IMO 1996 SL G4

Origin: USA | Category: Geometry

Problem

Let $\triangle ABC$ be an equilateral triangle and let $P$ be a point in its interior. Let the lines $AP$, $BP$, $CP$ meet the sides $BC$, $CA$, $AB$ in the points $A_1$, $B_1$, $C_1$ respectively.
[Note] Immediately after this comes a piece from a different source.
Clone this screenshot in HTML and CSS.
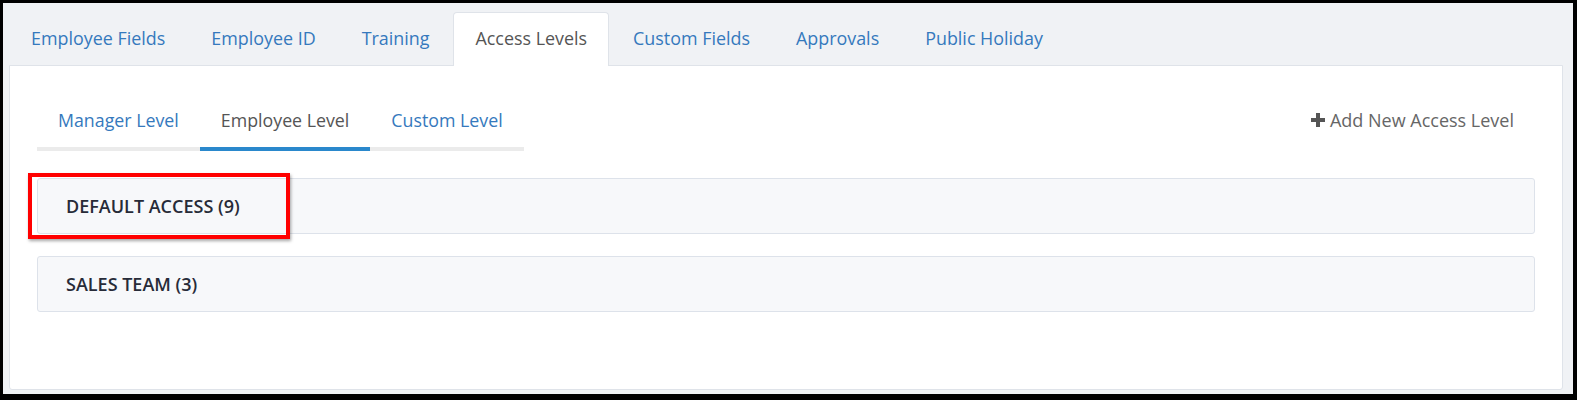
FILE: index.html
```html
<!DOCTYPE html>
<html>
<head>
<meta charset="utf-8">
<link rel="stylesheet" href="styles.css">
</head>
<body>
<div class="frame">
  <ul class="tabs">
    <li class="tab">Employee Fields</li>
    <li class="tab">Employee ID</li>
    <li class="tab">Training</li>
    <li class="tab active">Access Levels</li>
    <li class="tab">Custom Fields</li>
    <li class="tab">Approvals</li>
    <li class="tab">Public Holiday</li>
  </ul>
  <div class="panel">
    <div class="subbar">
      <ul class="subtabs">
        <li class="subtab">Manager Level</li>
        <li class="subtab active">Employee Level</li>
        <li class="subtab">Custom Level</li>
      </ul>
      <a class="addlink"><svg class="plus" width="14" height="14" viewBox="0 0 14 14"><path d="M5 0h4v5h5v4H9v5H5V9H0V5h5z" fill="#555"/></svg>Add New Access Level</a>
    </div>
    <div class="groups">
      <div class="group">
        <span class="group-title">DEFAULT ACCESS (9)</span>
        <div class="highlight"></div>
      </div>
      <div class="group">
        <span class="group-title">SALES TEAM (3)</span>
      </div>
    </div>
  </div>
</div>
</body>
</html>
```

FILE: styles.css
```css
* { box-sizing: border-box; }
html, body { margin: 0; padding: 0; }
body {
  background: #000;
  font-family: "Open Sans", "Liberation Sans", sans-serif;
}
.frame {
  margin: 3px 4px 6px 3px;
  height: 391px;
  background: #f0f2f5;
  padding: 9px 10px 4px 6px;
  display: flex;
  flex-direction: column;
}
.tabs {
  list-style: none;
  margin: 0;
  padding: 0;
  display: flex;
  height: 53px;
  position: relative;
  z-index: 1;
}
.tab {
  padding: 0 21px;
  margin-right: 2px;
  border: 1px solid transparent;
  border-bottom: none;
  border-radius: 4px 4px 0 0;
  font-size: 17.9px;
  line-height: 50px;
  color: #3579bd;
  white-space: nowrap;
}
.tab.active {
  background: #fff;
  border-color: #dfe3e9;
  color: #555;
  height: 54px;
}
.panel {
  flex: 1;
  background: #fff;
  border: 1px solid #dfe3e9;
  border-radius: 0 0 3px 3px;
  padding: 34px 27px 0 27px;
}
.subbar {
  display: flex;
  justify-content: space-between;
  align-items: flex-start;
}
.subtabs {
  list-style: none;
  margin: 0;
  padding: 0;
  display: flex;
}
.subtab {
  padding: 8px 21px 15px;
  line-height: 24px;
  font-size: 17.8px;
  color: #3579bd;
  border-bottom: 4px solid #ebebeb;
  white-space: nowrap;
}
.subtab.active {
  color: #555;
  border-bottom-color: #2a88cc;
}
.addlink {
  display: flex;
  align-items: center;
  gap: 5px;
  padding: 8px 21px 0;
  line-height: 24px;
  font-size: 18px;
  color: #666;
}
.groups {
  margin-top: 27px;
  display: flex;
  flex-direction: column;
  gap: 22px;
}
.group {
  position: relative;
  height: 56px;
  background: #f7f8fa;
  border: 1px solid #dde2ea;
  border-radius: 3px;
  padding: 0 28px;
  display: flex;
  align-items: center;
}
.group-title {
  font-weight: 600;
  font-size: 18px;
  color: #272b38;
}
.highlight {
  position: absolute;
  left: -10px;
  top: -6px;
  width: 262px;
  height: 66px;
  border: 4px solid #f00;
  box-shadow: 1px 2px 3px rgba(0,0,0,0.35);
  pointer-events: none;
}
```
Prove that

$$A_1B_1 \cdot B_1C_1 \cdot C_1A_1 \geq A_1B \cdot B_1C \cdot C_1A.$$

Solution

By the law of cosines applied to $\triangle CA_1B_1$, we obtain

$$A_1B_1^2 = A_1C^2+B_1C^2-A_1C\cdot B_1C \geq A_1C\cdot B_1C.$$

Analogously,

$$B_1C_1^2 \geq B_1A \cdot C_1A$$

and

$$C_1A_1^2 \geq C_1B \cdot A_1B.$$

Multiplying these inequalities yields

$$A_1B_1^2 \cdot B_1C_1^2 \cdot C_1A_1^2 \geq A_1B \cdot A_1C \cdot B_1A \cdot B_1C \cdot C_1A \cdot C_1B. \tag{1}$$

Now, the lines $AA_1$, $BB_1$, $CC_1$ concur, so by Ceva’s theorem,

$$A_1B \cdot B_1C \cdot C_1A = AB_1 \cdot BC_1 \cdot CA_1,$$

which together with $(1)$ gives the desired inequality.

Equality holds if and only if $CA_1=CB_1$, etc.